Copy the data below exactly, omitting any picture it contains.
● ● ●
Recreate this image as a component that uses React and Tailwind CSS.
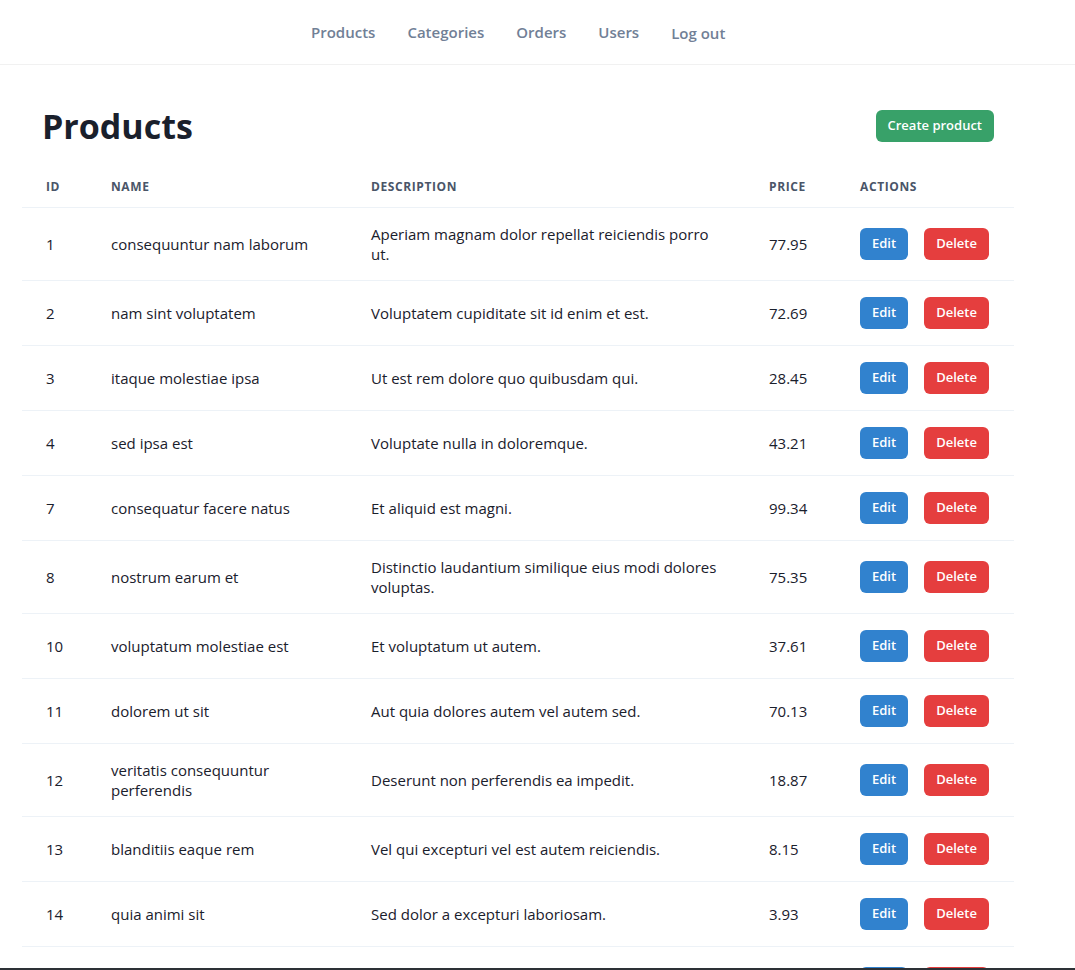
import React from 'react';

const NAV_LINKS = ['Products', 'Categories', 'Orders', 'Users'];

const PRODUCTS = [
  { id: 1, name: 'consequuntur nam laborum', description: 'Aperiam magnam dolor repellat reiciendis porro ut.', price: '77.95' },
  { id: 2, name: 'nam sint voluptatem', description: 'Voluptatem cupiditate sit id enim et est.', price: '72.69' },
  { id: 3, name: 'itaque molestiae ipsa', description: 'Ut est rem dolore quo quibusdam qui.', price: '28.45' },
  { id: 4, name: 'sed ipsa est', description: 'Voluptate nulla in doloremque.', price: '43.21' },
  { id: 7, name: 'consequatur facere natus', description: 'Et aliquid est magni.', price: '99.34' },
  { id: 8, name: 'nostrum earum et', description: 'Distinctio laudantium similique eius modi dolores voluptas.', price: '75.35' },
  { id: 10, name: 'voluptatum molestiae est', description: 'Et voluptatum ut autem.', price: '37.61' },
  { id: 11, name: 'dolorem ut sit', description: 'Aut quia dolores autem vel autem sed.', price: '70.13' },
  { id: 12, name: 'veritatis consequuntur perferendis', description: 'Deserunt non perferendis ea impedit.', price: '18.87' },
  { id: 13, name: 'blanditiis eaque rem', description: 'Vel qui excepturi vel est autem reiciendis.', price: '8.15' },
  { id: 14, name: 'quia animi sit', description: 'Sed dolor a excepturi laboriosam.', price: '3.93' },
  { id: 15, name: 'et iusto dolores', description: 'Ut magnam nulla molestiae sint fugiat doloribus dolor quia eum.', price: '52.40' },
];

const Navbar = () => (
  <nav className="h-[65px] border-b border-[#f1f1f1] flex items-center pl-[311px] gap-8">
    {NAV_LINKS.map(l => (
      <a key={l} className="text-[15px] font-semibold text-[#718096]">{l}</a>
    ))}
    <button className="text-[15px] font-semibold text-[#718096] mt-[2px]">Log out</button>
  </nav>
);

const Btn = ({ color, children }) => (
  <button className={`h-8 px-3 rounded-md text-[13px] font-semibold text-white ${color}`}>
    {children}
  </button>
);

export default function App() {
  return (
    <div className="min-h-screen bg-white text-[#1a202c]" style={{ fontFamily: '"Open Sans", "Noto Sans", sans-serif' }}>
      <Navbar />

      <main className="ml-[22px] w-[992px]">
        <div className="flex items-center justify-between px-5 mt-[39px] h-[44px]">
          <h1 className="text-[34px] font-bold leading-[1.2] text-[#1a202c]">Products</h1>
          <Btn color="bg-[#38a169]">Create product</Btn>
        </div>

        <table className="w-full mt-[19px] table-fixed border-collapse">
          <colgroup>
            <col className="w-[65px]" />
            <col className="w-[260px]" />
            <col className="w-[398px]" />
            <col className="w-[91px]" />
            <col className="w-[178px]" />
          </colgroup>
          <thead>
            <tr className="border-b border-[#edf2f7]">
              {['ID', 'Name', 'Description', 'Price', 'Actions'].map(h => (
                <th key={h} className="px-6 py-3 text-left text-xs font-bold uppercase tracking-wider leading-4 text-[#4a5568]">
                  {h}
                </th>
              ))}
            </tr>
          </thead>
          <tbody>
            {PRODUCTS.map(p => (
              <tr key={p.id} className="border-b border-[#edf2f7]">
                <td className="px-6 py-4 text-[15px] leading-5">{p.id}</td>
                <td className="px-6 py-4 text-[15px] leading-5">{p.name}</td>
                <td className="px-6 py-4 text-[15px] leading-5">{p.description}</td>
                <td className="px-6 py-4 text-[15px] leading-5">{p.price}</td>
                <td className="px-6 py-4">
                  <div className="flex gap-4">
                    <Btn color="bg-[#3182ce]">Edit</Btn>
                    <Btn color="bg-[#e53e3e]">Delete</Btn>
                  </div>
                </td>
              </tr>
            ))}
          </tbody>
        </table>
      </main>

      <div className="fixed bottom-0 left-0 right-0 h-[2px] bg-[#2d3136]" />
    </div>
  );
}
● ● ●
▶ [COMPLETE OUTPUT]
Recreate this image as a component that uses React and Tailwind CSS.
import React from 'react';

const NAV_LINKS = ['Products', 'Categories', 'Orders', 'Users'];

const PRODUCTS = [
  { id: 1, name: 'consequuntur nam laborum', description: 'Aperiam magnam dolor repellat reiciendis porro ut.', price: '77.95' },
  { id: 2, name: 'nam sint voluptatem', description: 'Voluptatem cupiditate sit id enim et est.', price: '72.69' },
  { id: 3, name: 'itaque molestiae ipsa', description: 'Ut est rem dolore quo quibusdam qui.', price: '28.45' },
  { id: 4, name: 'sed ipsa est', description: 'Voluptate nulla in doloremque.', price: '43.21' },
  { id: 7, name: 'consequatur facere natus', description: 'Et aliquid est magni.', price: '99.34' },
  { id: 8, name: 'nostrum earum et', description: 'Distinctio laudantium similique eius modi dolores voluptas.', price: '75.35' },
  { id: 10, name: 'voluptatum molestiae est', description: 'Et voluptatum ut autem.', price: '37.61' },
  { id: 11, name: 'dolorem ut sit', description: 'Aut quia dolores autem vel autem sed.', price: '70.13' },
  { id: 12, name: 'veritatis consequuntur perferendis', description: 'Deserunt non perferendis ea impedit.', price: '18.87' },
  { id: 13, name: 'blanditiis eaque rem', description: 'Vel qui excepturi vel est autem reiciendis.', price: '8.15' },
  { id: 14, name: 'quia animi sit', description: 'Sed dolor a excepturi laboriosam.', price: '3.93' },
  { id: 15, name: 'et iusto dolores', description: 'Ut magnam nulla molestiae sint fugiat doloribus dolor quia eum.', price: '52.40' },
];

const Navbar = () => (
  <nav className="h-[65px] border-b border-[#f1f1f1] flex items-center pl-[311px] gap-8">
    {NAV_LINKS.map(l => (
      <a key={l} className="text-[15px] font-semibold text-[#718096]">{l}</a>
    ))}
    <button className="text-[15px] font-semibold text-[#718096] mt-[2px]">Log out</button>
  </nav>
);

const Btn = ({ color, children }) => (
  <button className={`h-8 px-3 rounded-md text-[13px] font-semibold text-white ${color}`}>
    {children}
  </button>
);

export default function App() {
  return (
    <div className="min-h-screen bg-white text-[#1a202c]" style={{ fontFamily: '"Open Sans", "Noto Sans", sans-serif' }}>
      <Navbar />

      <main className="ml-[22px] w-[992px]">
        <div className="flex items-center justify-between px-5 mt-[39px] h-[44px]">
          <h1 className="text-[34px] font-bold leading-[1.2] text-[#1a202c]">Products</h1>
          <Btn color="bg-[#38a169]">Create product</Btn>
        </div>

        <table className="w-full mt-[19px] table-fixed border-collapse">
          <colgroup>
            <col className="w-[65px]" />
            <col className="w-[260px]" />
            <col className="w-[398px]" />
            <col className="w-[91px]" />
            <col className="w-[178px]" />
          </colgroup>
          <thead>
            <tr className="border-b border-[#edf2f7]">
              {['ID', 'Name', 'Description', 'Price', 'Actions'].map(h => (
                <th key={h} className="px-6 py-3 text-left text-xs font-bold uppercase tracking-wider leading-4 text-[#4a5568]">
                  {h}
                </th>
              ))}
            </tr>
          </thead>
          <tbody>
            {PRODUCTS.map(p => (
              <tr key={p.id} className="border-b border-[#edf2f7]">
                <td className="px-6 py-4 text-[15px] leading-5">{p.id}</td>
                <td className="px-6 py-4 text-[15px] leading-5">{p.name}</td>
                <td className="px-6 py-4 text-[15px] leading-5">{p.description}</td>
                <td className="px-6 py-4 text-[15px] leading-5">{p.price}</td>
                <td className="px-6 py-4">
                  <div className="flex gap-4">
                    <Btn color="bg-[#3182ce]">Edit</Btn>
                    <Btn color="bg-[#e53e3e]">Delete</Btn>
                  </div>
                </td>
              </tr>
            ))}
          </tbody>
        </table>
      </main>

      <div className="fixed bottom-0 left-0 right-0 h-[2px] bg-[#2d3136]" />
    </div>
  );
}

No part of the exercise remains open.